Four seats on the Board of Education will be open next term, and seven candidates have filed.
Filing for the Board of Education started on June 7 and ended Wednesday morning.
The election will take place on Nov. 2, and the term for each position lasts four years.
Tommy Houser, a current board member and former chairman of the Board of Education is running for the North Brook Township unopposed.
Houser believes dealing with growth in the county and maintaining teacher supplements should both be large concerns of the Board of Education.
George Dellinger, also a current board member, is running unopposed for the Ironton Township.
Dellinger, a former teacher and carpenter, hopes to continue with his work on the new facilities being paid for by the $47 million bond referendum.
“The biggest issue we’ve got is that the growth in the county is so vast, it’s hard to keep up with it concerning the facilities for the education of the children,” said Dellinger.
Three candidates have filed for At Large seats on the Board of Education.
Tony Jenkins, a 49-year-old fire engineer, has served one term on the board.
Jenkins is most proud of helping consolidate the school system’s policies and creating a new superintendent evaluation while on the board.
Like his fellow incumbents, he believes the school system’s biggest concern should be with the growth in the county.
“I would like to see a slow in the growth until we can catch up,” said Jenkins.

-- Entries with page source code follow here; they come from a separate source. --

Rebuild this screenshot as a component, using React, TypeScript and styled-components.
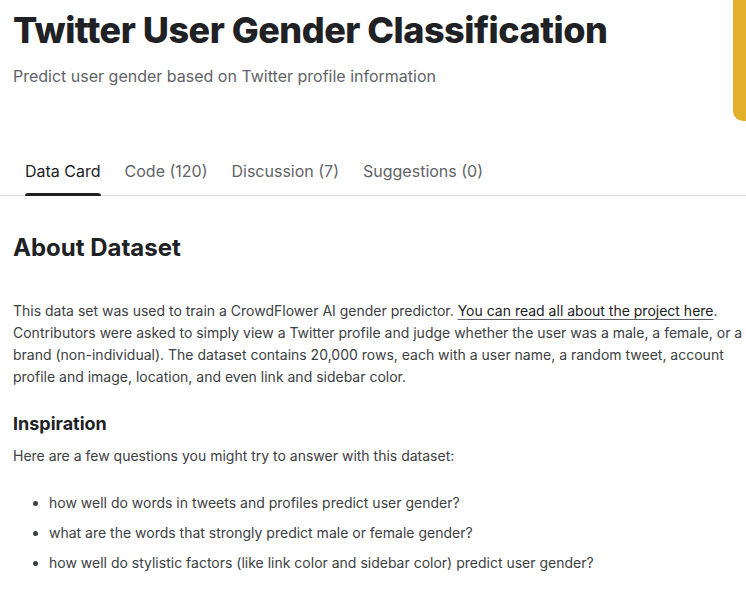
import React from "react";
import styled, { createGlobalStyle } from "styled-components";

const GlobalStyle = createGlobalStyle`
  html, body {
    margin: 0;
    padding: 0;
    background: #ffffff;
    font-family: Inter, "Noto Sans", sans-serif;
    color: #202124;
  }
`;

const Page = styled.div`
  position: relative;
  width: 746px;
  height: 589px;
  overflow: hidden;
  background: #fff;
`;

const Header = styled.header`
  padding: 6px 13px 0;
  height: 141px;
  box-sizing: border-box;
`;

const Title = styled.h1`
  margin: 0;
  font-size: 36px;
  line-height: 48px;
  font-weight: 800;
  letter-spacing: -0.5px;
  color: #202124;
`;

const Subtitle = styled.p`
  margin: 10px 0 0;
  font-size: 16px;
  line-height: 24px;
  color: #5f6368;
`;

const Accent = styled.div`
  position: absolute;
  top: 0;
  right: 0;
  width: 13px;
  height: 121px;
  background: #e2b02a;
  border-bottom-left-radius: 10px;
`;

const Tabs = styled.nav`
  display: flex;
  gap: 24px;
  padding: 0 25px;
  border-bottom: 1px solid #dadce0;
`;

const Tab = styled.div<{ $active?: boolean }>`
  position: relative;
  padding: 20px 0 14px;
  font-size: 16px;
  line-height: 20px;
  color: ${(p) => (p.$active ? "#202124" : "#5f6368")};

  &::after {
    content: "";
    display: ${(p) => (p.$active ? "block" : "none")};
    position: absolute;
    left: 0;
    right: 0;
    bottom: -1px;
    height: 3px;
    border-radius: 3px 3px 0 0;
    background: #202124;
  }
`;

const Content = styled.section`
  padding: 0 0 0 13px;
`;

const H2 = styled.h2`
  margin: 37px 0 0;
  font-size: 24px;
  line-height: 30px;
  font-weight: 700;
  color: #202124;
`;

const Paragraph = styled.p<{ $top: number }>`
  margin: ${(p) => p.$top}px 0 0;
  font-size: 14px;
  line-height: 22px;
  color: #3c4043;

  a {
    color: #202124;
    text-decoration: underline;
    text-underline-offset: 3px;
    text-decoration-color: #5f6368;
  }
`;

const H3 = styled.h3`
  margin: 24px 0 0;
  font-size: 18px;
  line-height: 24px;
  font-weight: 700;
  color: #202124;
`;

const List = styled.ul`
  margin: 25px 0 0;
  padding-left: 36px;
  font-size: 14px;
  line-height: 22px;
  color: #3c4043;

  li {
    margin-bottom: 8px;
  }
`;

const tabs = ["Data Card", "Code (120)", "Discussion (7)", "Suggestions (0)"];

const questions = [
  "how well do words in tweets and profiles predict user gender?",
  "what are the words that strongly predict male or female gender?",
  "how well do stylistic factors (like link color and sidebar color) predict user gender?",
];

export default function App() {
  return (
    <Page>
      <GlobalStyle />
      <Accent />
      <Header>
        <Title>Twitter User Gender Classification</Title>
        <Subtitle>Predict user gender based on Twitter profile information</Subtitle>
      </Header>
      <Tabs>
        {tabs.map((t, i) => (
          <Tab key={t} $active={i === 0}>
            {t}
          </Tab>
        ))}
      </Tabs>
      <Content>
        <H2>About Dataset</H2>
        <Paragraph $top={37}>
          This data set was used to train a CrowdFlower AI gender predictor.{" "}
          <a href="#">You can read all about the project here</a>. Contributors
          were asked to simply view a Twitter profile and judge whether the user
          was a male, a female, or a brand (non-individual). The dataset contains
          20,000 rows, each with a user name, a random tweet, account profile and
          image, location, and even link and sidebar color.
        </Paragraph>
        <H3>Inspiration</H3>
        <Paragraph $top={9}>
          Here are a few questions you might try to answer with this dataset:
        </Paragraph>
        <List>
          {questions.map((q) => (
            <li key={q}>{q}</li>
          ))}
        </List>
      </Content>
    </Page>
  );
}
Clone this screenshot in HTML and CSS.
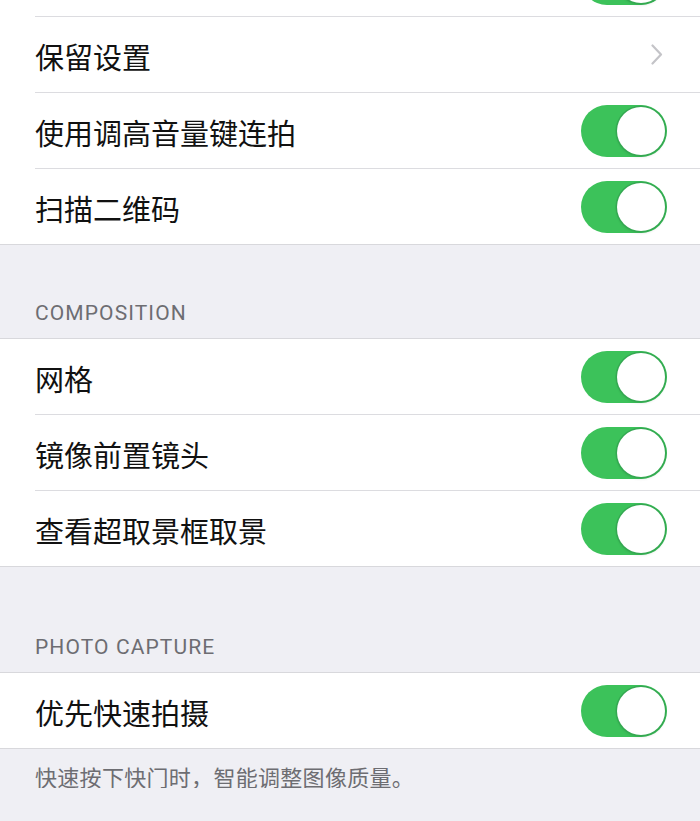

Jim Jones, 40, has also filed for an At Large seat. Jones works as a contractor, and believes his experience in construction will aid the Board of Education during the building of two new schools.
Jones currently has children enrolled in Lincoln County Schools.
“When we lived in Charlotte we were disappointed with the school system, and we sought out a good school system for our children, and we chose Lincoln County,” said Jones.
Clifidean Bethea has also filed for an At Large seat. She could not be reached for comment at press time.
Fred Jarrett, a current board member, has filed for an Inside the City Limits seat. He will run against George Smith, a retired businessman.
Jarrett, 51, works as a nuclear chemistry instructor at McGuire Nuclear Station and has a masters degree in educational administration and supervision.
Like Jenkins, he sites the creation of a new superintendent evaluation as one of his accomplishments while on the board.
Jenkins would like to continue his work with building two new schools in Lincoln County that were approved with the $47 million bond referendum.
He believes the process will go smoother than the building of North Lincoln High School last year.
“We were handed a situation that was really not good for building a new school,” said Jarrett. “This time having experience in the environmental area, we have really done an excellent job looking at new school sites.”
Jarrett’s opponent, Smith, has worked as a substitute teacher for two years after retiring. While working as a businessman his focus was on sales and marketing.
“I’ve always had an interest in Lincoln County Schools and just the education process as a whole,” said Smith.
If he is elected, Smith promises to make sure the $47 million school bond referendum is spent wisely.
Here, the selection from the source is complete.